Start of Source data

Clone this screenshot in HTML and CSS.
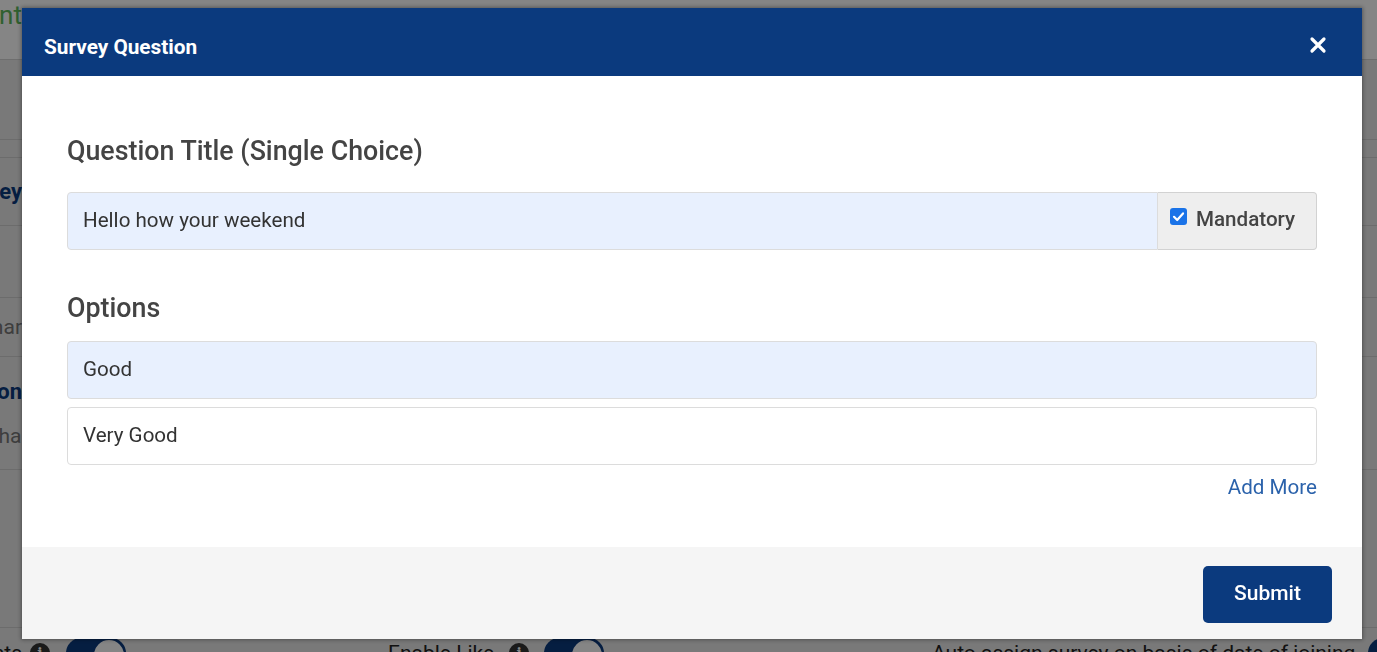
FILE: index.html
```html
<!DOCTYPE html>
<html lang="en">
<head>
  <meta charset="UTF-8" />
  <meta name="viewport" content="width=device-width, initial-scale=1" />
  <title>Survey Question</title>
  <link rel="stylesheet" href="styles.css">
</head>
<body>
<div class="page">
  <div class="page-top">
    <span class="page-label crumb">Survey Content</span>
  </div>
  <div class="page-row strip-a"></div>
  <div class="page-row strip-b"></div>
  <div class="page-row row-survey"><span class="page-label strong">Survey</span></div>
  <div class="page-row row-empty"></div>
  <div class="page-row row-desc"><span class="page-label muted">Webinar</span></div>
  <div class="page-row row-question">
    <span class="page-label strong">Question</span>
    <span class="page-label muted overhang">Rather than</span>
  </div>
  <div class="page-row row-spacer"></div>
  <div class="settings">
    <div class="setting">
      <span class="page-label setting-text">Enable Comments</span>
      <span class="info">i</span>
      <span class="toggle"></span>
    </div>
    <div class="setting">
      <span class="setting-text">Enable Like</span>
      <span class="info">i</span>
      <span class="toggle"></span>
    </div>
    <div class="setting">
      <span class="setting-text">Auto assign survey on basis of date of joining</span>
      <span class="toggle"></span>
    </div>
  </div>
</div>

<div class="backdrop">
  <div class="modal">
    <div class="modal-header">
      <h3>Survey Question</h3>
      <button class="close-btn" aria-label="Close">
        <svg width="18" height="18" viewBox="0 0 18 18"><path d="M3 3 L15 15 M15 3 L3 15" stroke="#fff" stroke-width="3.2" stroke-linecap="round"/></svg>
      </button>
    </div>
    <div class="modal-body">
      <h4 class="field-title">Question Title (Single Choice)</h4>
      <div class="input-group">
        <div class="input filled">Hello how your weekend</div>
        <label class="addon">
          <span class="check">
            <svg width="17" height="17" viewBox="0 0 17 17"><rect x="0" y="0" width="17" height="17" rx="3" fill="#1a73e8"/><path d="M4 8.8 L7.2 12 L13 5.4" stroke="#fff" stroke-width="2.2" fill="none" stroke-linecap="round" stroke-linejoin="round"/></svg>
          </span>
          Mandatory
        </label>
      </div>

      <h4 class="field-title options-title">Options</h4>
      <div class="input filled option">Good</div>
      <div class="input option">Very Good</div>
      <div class="add-more"><a href="#">Add More</a></div>
    </div>
    <div class="modal-footer">
      <button class="submit-btn">Submit</button>
    </div>
  </div>
</div>
</body>
</html>
```

FILE: styles.css
```css
* { margin: 0; padding: 0; box-sizing: border-box; }
html, body {
  height: 100%; overflow: hidden;
  font-family: Roboto, 'Liberation Sans', Arial, sans-serif;
}
body { background: #e8e8e8; }

/* page under the dialog */
.page {
  margin-left: -300px;
  width: 1700px;
}
.page-top {
  height: 60px;
  background: #fff;
  border-bottom: 1px solid #d4d4d4;
  display: flex;
  align-items: flex-start;
  padding-top: 0;
}
.page-label {
  display: block;
  width: 322px;
  text-align: right;
  white-space: nowrap;
  font-size: 22px;
}
.crumb { color: #5cb85c; font-size: 26px; }
.strong { color: #0b3a7e; font-weight: 700; }
.muted { color: #777; font-size: 21px; }
.overhang { width: 333px; }

.page-row {
  border-bottom: 1px solid #d0d0d0;
  display: flex;
  flex-direction: column;
  justify-content: center;
}
.strip-a { height: 80px; }
.strip-b { height: 18px; }
.row-survey { height: 68px; }
.row-empty { height: 72px; }
.row-desc { height: 59px; }
.row-question { height: 113px; gap: 20px; }
.row-spacer { height: 158px; }

.settings {
  display: grid;
  grid-template-columns: 688px 544px 1fr;
  padding-top: 10px;
}
.setting {
  display: flex;
  align-items: center;
  height: 30px;
}
.setting-text {
  font-size: 21px;
  color: #222;
  white-space: nowrap;
}
.info {
  width: 20px; height: 20px;
  border-radius: 50%;
  background: #333;
  color: #fff;
  font: 700 14px/20px 'DejaVu Serif', serif;
  text-align: center;
  margin: 0 15px 0 15px;
}
.setting:first-child .info { margin-left: 8px; margin-right: 16px; }
.toggle {
  width: 60px; height: 30px;
  border-radius: 15px;
  background: #0b3a7e;
  position: relative;
  margin-left: 13px;
}
.info + .toggle { margin-left: 0; }
.toggle::after {
  content: '';
  position: absolute;
  right: 0; top: 0;
  width: 30px; height: 30px;
  border-radius: 50%;
  background: #fff;
  border: 2px solid #0b3a7e;
}

/* dialog */
.backdrop {
  position: fixed;
  inset: 0;
  background: rgba(0, 0, 0, 0.48);
}
.modal {
  position: absolute;
  top: 8px; left: 22px;
  width: 1340px;
  height: 631px;
  background: #fff;
  display: flex;
  flex-direction: column;
  box-shadow: 0 0 4px 1px rgba(0, 0, 0, 0.35);
}
.modal-header {
  height: 68px;
  background: #0b3a7e;
  display: flex;
  align-items: center;
  justify-content: space-between;
  padding: 6px 35px 0 22px;
}
.modal-header h3 {
  color: #fff;
  font-size: 20.8px;
  font-weight: 700;
  margin-top: 4px;
}
.close-btn {
  background: none;
  border: none;
  display: flex;
  cursor: pointer;
}

.modal-body {
  flex: 1;
  padding: 60px 45px 0;
}
.field-title {
  font-size: 26.8px;
  font-weight: 500;
  line-height: 31px;
  color: #444;
  margin-bottom: 25px;
}
.options-title { margin-bottom: 17px; }

.input-group {
  display: flex;
  height: 58px;
  margin-bottom: 43px;
}
.input {
  height: 58px;
  border: 1px solid #dcdcdc;
  border-radius: 4px;
  padding: 0 15px;
  display: flex;
  align-items: center;
  font-size: 20.6px;
  color: #333;
  background: #fff;
  padding-bottom: 3px;
}
.input.filled { background: #e8f0fe; }
.input-group .input {
  flex: 1;
  border-radius: 4px 0 0 4px;
}
.addon {
  width: 159px;
  background: #eeeeee;
  border: 1px solid #d2d2d2;
  border-left: none;
  border-radius: 0 4px 4px 0;
  display: flex;
  align-items: center;
  padding-left: 12px;
  padding-bottom: 4px;
  font-size: 20.6px;
  font-weight: 500;
  color: #444;
}
.check {
  display: flex;
  margin: -6px 9px 0 0;
}
.option { margin-bottom: 8px; }

.add-more {
  text-align: right;
  margin-top: 10px;
  line-height: 24px;
}
.add-more a {
  color: #2b62ab;
  font-size: 20.6px;
  text-decoration: none;
}

.modal-footer {
  height: 92px;
  background: #f5f5f5;
  display: flex;
  justify-content: flex-end;
  align-items: flex-start;
  padding: 19px 30px 0 0;
}
.submit-btn {
  width: 129px;
  height: 57px;
  border: none;
  border-radius: 5px;
  background: #0b3a7e;
  color: #fff;
  font-family: Roboto, 'Liberation Sans', Arial, sans-serif;
  font-size: 21px;
  font-weight: 500;
  cursor: pointer;
  padding-bottom: 3px;
}
```
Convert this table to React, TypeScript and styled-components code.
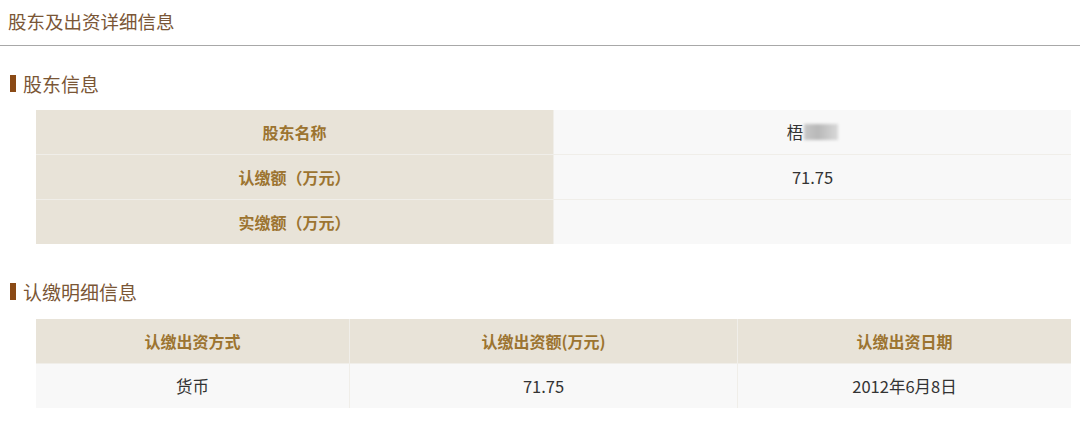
import React from 'react';
import styled, { createGlobalStyle } from 'styled-components';

const GlobalStyle = createGlobalStyle`
  html, body {
    margin: 0;
    padding: 0;
    background: #ffffff;
    font-family: "Noto Sans CJK SC", "Liberation Sans", sans-serif;
  }
`;

const holders = [
  { label: '股东名称', value: 'name' },
  { label: '认缴额（万元）', value: '71.75' },
  { label: '实缴额（万元）', value: '' },
];

const detailHead = ['认缴出资方式', '认缴出资额(万元)', '认缴出资日期'];
const detailRows = [['货币', '71.75', '2012年6月8日']];

function App() {
  return (
    <>
      <GlobalStyle />
      <Page>
        <PageTitle>股东及出资详细信息</PageTitle>
        <Section>
          <SectionTitle>股东信息</SectionTitle>
          <InfoTable>
            {holders.map((row) => (
              <InfoRow key={row.label}>
                <LabelCell>{row.label}</LabelCell>
                <ValueCell>
                  {row.value === 'name' ? (
                    <>
                      梧<Blur />
                    </>
                  ) : (
                    row.value
                  )}
                </ValueCell>
              </InfoRow>
            ))}
          </InfoTable>
        </Section>
        <Section>
          <SectionTitle>认缴明细信息</SectionTitle>
          <DetailTable>
            <DetailRow>
              {detailHead.map((h) => (
                <LabelCell key={h}>{h}</LabelCell>
              ))}
            </DetailRow>
            {detailRows.map((r, i) => (
              <DetailRow key={i}>
                {r.map((c, j) => (
                  <ValueCell key={j}>{c}</ValueCell>
                ))}
              </DetailRow>
            ))}
          </DetailTable>
        </Section>
      </Page>
    </>
  );
}

const Page = styled.div`
  width: 1080px;
  height: 440px;
  overflow: hidden;
`;

const PageTitle = styled.div`
  height: 45px;
  padding-left: 8px;
  line-height: 42px;
  font-size: 18.5px;
  color: #7a5636;
  border-bottom: 1.5px solid #a8a8a8;
`;

const Section = styled.section`
  padding: 25px 9px 0 36px;
  &:last-child {
    padding-top: 35px;
  }
`;

const SectionTitle = styled.div`
  display: flex;
  align-items: center;
  gap: 7px;
  margin-left: -26px;
  height: 24px;
  font-size: 19px;
  color: #7a5636;
  &::before {
    content: '';
    width: 6px;
    height: 17px;
    background: #8a4a16;
  }
`;

const InfoTable = styled.div`
  margin-top: 15px;
  display: grid;
  background: #f0eee9;
  gap: 1px;
`;

const InfoRow = styled.div`
  display: grid;
  grid-template-columns: 517px 1fr;
  gap: 1px;
  height: 44px;
`;

const DetailTable = styled.div`
  margin-top: 16px;
  display: grid;
  gap: 1px;
  background: #f0eee9;
`;

const DetailRow = styled.div`
  display: grid;
  grid-template-columns: 313px 387px 1fr;
  gap: 1px;
  height: 44px;
`;

const LabelCell = styled.div`
  display: flex;
  align-items: center;
  justify-content: center;
  background: #e8e3d8;
  color: #9c7430;
  font-size: 16px;
  font-weight: bold;
`;

const ValueCell = styled.div`
  display: flex;
  align-items: center;
  justify-content: center;
  background: #f8f8f8;
  color: #333333;
  font-size: 16.5px;
`;

const Blur = styled.span`
  display: inline-block;
  width: 34px;
  height: 16px;
  margin-left: 1px;
  background: linear-gradient(90deg, #c8c8c8, #b8b8b8 40%, #d8d8d8);
  filter: blur(1.5px);
`;

export default App;
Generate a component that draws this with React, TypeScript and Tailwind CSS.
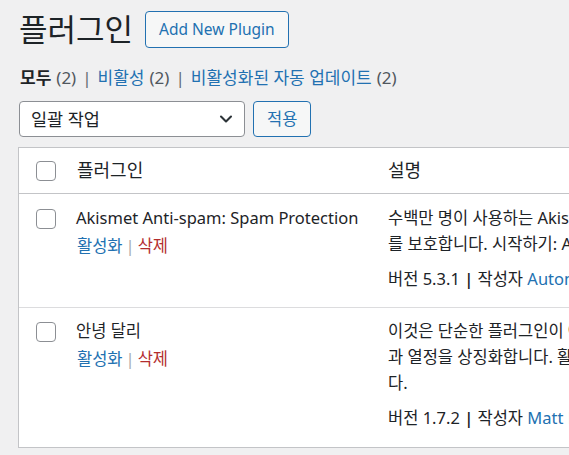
import { ChevronDown } from "lucide-react";

const font = { fontFamily: '"Noto Sans", "Noto Sans CJK KR", sans-serif' };

function Checkbox() {
  return (
    <span className="block h-[20px] w-[20px] rounded-[4px] border border-[#8c8f94] bg-white" />
  );
}

type Plugin = {
  name: string;
  desc: string[];
  version: string;
  author: string;
};

const plugins: Plugin[] = [
  {
    name: "Akismet Anti-spam: Spam Protection",
    desc: [
      "수백만 명이 사용하는 Akismet은 블로그를 스팸으로부터 지키는 가장 좋은 방법으로 사이트",
      "를 보호합니다. 시작하기: Akismet 설정 페이지에서 API 키를 설정하세요.",
    ],
    version: "5.3.1",
    author: "Automattic - Anti-spam Team",
  },
  {
    name: "안녕 달리",
    desc: [
      "이것은 단순한 플러그인이 아닙니다. 루이 암스트롱이 부른 두 단어로 요약되는 한 세대의 희망",
      "과 열정을 상징화합니다. 활성화하면 관리 화면 오른쪽 위에서 노래 가사를 무작위로 보게 됩니",
      "다.",
    ],
    version: "1.7.2",
    author: "Matt Mullenweg",
  },
];

export default function App() {
  return (
    <div
      className="h-[455px] w-[569px] overflow-hidden bg-[#f0f0f1] text-[#1d2327]"
      style={font}
    >
      <div className="px-[18px] pt-[11px]">
        <div className="flex items-center gap-[12px]">
          <h1 className="pl-[1px] text-[31px] leading-[37px] font-normal">플러그인</h1>
          <button className="h-[37px] shrink-0 rounded-[4px] border border-[#2271b1] bg-[#f6f7f7] px-[13px] text-[15.5px] text-[#2271b1]">
            Add New Plugin
          </button>
        </div>

        <div className="mt-[17px] flex items-center whitespace-nowrap text-[17px] leading-[26px] text-[#50575e]">
          <span className="pl-[2px] font-semibold text-[#1d2327]">모두</span>
          <span className="ml-[5px]">(2)</span>
          <span className="mx-[6px] text-[#646970]">|</span>
          <span className="text-[#2271b1]">비활성</span>
          <span className="ml-[5px]">(2)</span>
          <span className="mx-[6px] text-[#646970]">|</span>
          <span className="text-[#2271b1]">비활성화된 자동 업데이트</span>
          <span className="ml-[5px]">(2)</span>
        </div>

        <div className="mt-[10px] flex items-center gap-[8px] pl-[1px]">
          <div className="flex h-[36px] w-[226px] shrink-0 items-center justify-between rounded-[4px] border border-[#8c8f94] bg-white pl-[11px] pr-[8px] text-[17.5px]">
            <span>일괄 작업</span>
            <ChevronDown size={20} strokeWidth={2.5} className="text-[#2c3338]" />
          </div>
          <button className="h-[36px] shrink-0 rounded-[4px] border border-[#2271b1] bg-[#f6f7f7] px-[13px] text-[16.5px] text-[#2271b1]">
            적용
          </button>
        </div>

        <div className="mt-[10px] w-[760px] border border-[#c3c4c7] bg-white">
          <div className="flex h-[46px] items-center border-b border-[#c3c4c7] text-[18px]">
            <div className="w-[50px] shrink-0 pl-[17px]">
              <Checkbox />
            </div>
            <div className="w-[310px] shrink-0 pl-[8px]">플러그인</div>
            <div className="pl-[9px]">설명</div>
          </div>

          {plugins.map((p, i) => (
            <div
              key={p.name}
              className={`flex ${
                i === 0 ? "border-b border-[#dcdcde] pb-[15px] pt-[11px]" : "pb-[16px] pt-[10px]"
              }`}
            >
              <div className="w-[50px] shrink-0 pl-[17px] pt-[4px]">
                <Checkbox />
              </div>
              <div className="w-[310px] shrink-0 pl-[7px]">
                <div className="whitespace-nowrap text-[16.5px] leading-[26px]">{p.name}</div>
                <div className="mt-[2px] pl-[1px] text-[16.5px] leading-[26px]">
                  <span className="text-[#2271b1]">활성화</span>
                  <span className="mx-[3px] text-[#a7aaad]">|</span>
                  <span className="text-[#b32d2e]">삭제</span>
                </div>
              </div>
              <div className="shrink-0 pl-[9px] text-[16.5px]">
                <div className="whitespace-nowrap leading-[26px]">
                  {p.desc.map((line) => (
                    <div key={line}>{line}</div>
                  ))}
                </div>
                <div className="mt-[9px] whitespace-nowrap leading-[26px]">
                  버전 {p.version} <span className="font-semibold">|</span> 작성자{" "}
                  <span className="text-[#2271b1]">{p.author}</span>
                </div>
              </div>
            </div>
          ))}
        </div>
      </div>
    </div>
  );
}
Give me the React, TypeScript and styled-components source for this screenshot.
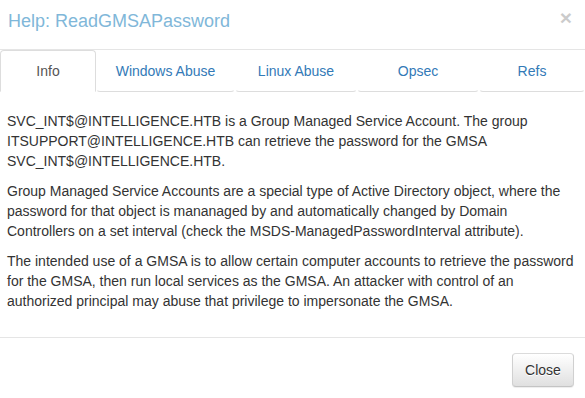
import React from "react";
import styled, { createGlobalStyle } from "styled-components";

const Global = createGlobalStyle`
  html, body { margin: 0; padding: 0; background: #fff; }
  body {
    font-family: "Liberation Sans", Arial, Helvetica, sans-serif;
    font-size: 14px;
    line-height: 1.42857;
    color: #333;
  }
  * { box-sizing: border-box; }
`;

const Modal = styled.div`
  width: 585px;
  height: 398px;
  overflow: hidden;
  background: #fff;
  display: flex;
  flex-direction: column;
`;

const Header = styled.div`
  display: flex;
  align-items: flex-start;
  justify-content: space-between;
  padding: 8px 13px 15px 8px;
  border-bottom: 1px solid #e5e5e5;
  height: 50px;
  flex: none;
`;

const Title = styled.h4`
  margin: 0;
  font-size: 18px;
  font-weight: 400;
  line-height: 26px;
  color: #80b7d9;
`;

const CloseX = styled.button`
  border: 0;
  background: transparent;
  padding: 0;
  margin-top: -1px;
  font-family: "Liberation Sans", Arial, sans-serif;
  font-size: 21px;
  font-weight: 700;
  line-height: 21px;
  color: #000;
  opacity: 0.2;
  cursor: pointer;
`;

const Tabs = styled.ul`
  list-style: none;
  margin: 0;
  padding: 0;
  display: flex;
  flex: none;
`;

const TabItem = styled.li<{ $w: number }>`
  width: ${(p) => (p.$w ? `${p.$w}px` : "auto")};
  flex: ${(p) => (p.$w ? "none" : "1")};
  text-align: center;
`;

const TabLink = styled.a<{ $active?: boolean }>`
  display: block;
  padding: 10px 15px;
  line-height: 20px;
  font-size: 14px;
  text-decoration: none;
  border-radius: ${(p) => (p.$active ? "4px 4px 0 0" : "4px")};
  border: 1px solid ${(p) => (p.$active ? "#ddd" : "transparent")};
  border-bottom: 1px solid ${(p) => (p.$active ? "#fff" : "#ddd")};
  color: ${(p) => (p.$active ? "#555" : "#337ab7")};
  cursor: pointer;
`;

const Body = styled.div`
  padding: 20px 8px 15px 7px;
  flex: none;
`;

const Para = styled.p`
  margin: 0 0 10px;
`;

const Footer = styled.div`
  border-top: 1px solid #e5e5e5;
  padding: 15px 11px 15px 15px;
  display: flex;
  justify-content: flex-end;
  flex: none;
`;

const Button = styled.button`
  font-family: "Liberation Sans", Arial, sans-serif;
  font-size: 14px;
  line-height: 20px;
  padding: 6px 12px;
  height: 34px;
  width: 62px;
  color: #333;
  border: 1px solid #ccc;
  border-color: #dbdbdb #d0d0d0 #c4c4c4;
  border-radius: 4px;
  background-image: linear-gradient(to bottom, #fff 0, #e0e0e0 100%);
  text-shadow: 0 1px 0 #fff;
  box-shadow: inset 0 1px 0 rgba(255, 255, 255, 0.15), 0 1px 1px rgba(0, 0, 0, 0.075);
  cursor: pointer;
`;

const tabs = [
  { label: "Info", w: 96, active: true },
  { label: "Windows Abuse", w: 139 },
  { label: "Linux Abuse", w: 122 },
  { label: "Opsec", w: 122 },
  { label: "Refs", w: 0 },
];

export default function App() {
  return (
    <>
      <Global />
      <Modal>
        <Header>
          <Title>Help: ReadGMSAPassword</Title>
          <CloseX aria-label="Close">×</CloseX>
        </Header>
        <Tabs>
          {tabs.map((t) => (
            <TabItem key={t.label} $w={t.w}>
              <TabLink $active={t.active}>{t.label}</TabLink>
            </TabItem>
          ))}
        </Tabs>
        <Body>
          <Para>
            SVC_INT$@INTELLIGENCE.HTB is a Group Managed Service Account. The group
            ITSUPPORT@INTELLIGENCE.HTB can retrieve the password for the GMSA
            SVC_INT$@INTELLIGENCE.HTB.
          </Para>
          <Para>
            Group Managed Service Accounts are a special type of Active Directory object,
            where the password for that object is mananaged by and automatically changed by
            Domain Controllers on a set interval (check the MSDS-ManagedPasswordInterval
            attribute).
          </Para>
          <Para>
            The intended use of a GMSA is to allow certain computer accounts to retrieve the
            password for the GMSA, then run local services as the GMSA. An attacker with
            control of an authorized principal may abuse that privilege to impersonate the
            GMSA.
          </Para>
        </Body>
        <Footer>
          <Button>Close</Button>
        </Footer>
      </Modal>
    </>
  );
}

End of Source data

Task instructions:
Both the line containing "Convert this table" and the line containing "const detailRows = [['货币', '71.75', '2012年6月8日']];" belong in the copy, along with every line between them. Reproduce that stretch exactly, without the pictures.

Output:
Convert this table to React, TypeScript and styled-components code.
import React from 'react';
import styled, { createGlobalStyle } from 'styled-components';

const GlobalStyle = createGlobalStyle`
  html, body {
    margin: 0;
    padding: 0;
    background: #ffffff;
    font-family: "Noto Sans CJK SC", "Liberation Sans", sans-serif;
  }
`;

const holders = [
  { label: '股东名称', value: 'name' },
  { label: '认缴额（万元）', value: '71.75' },
  { label: '实缴额（万元）', value: '' },
];

const detailHead = ['认缴出资方式', '认缴出资额(万元)', '认缴出资日期'];
const detailRows = [['货币', '71.75', '2012年6月8日']];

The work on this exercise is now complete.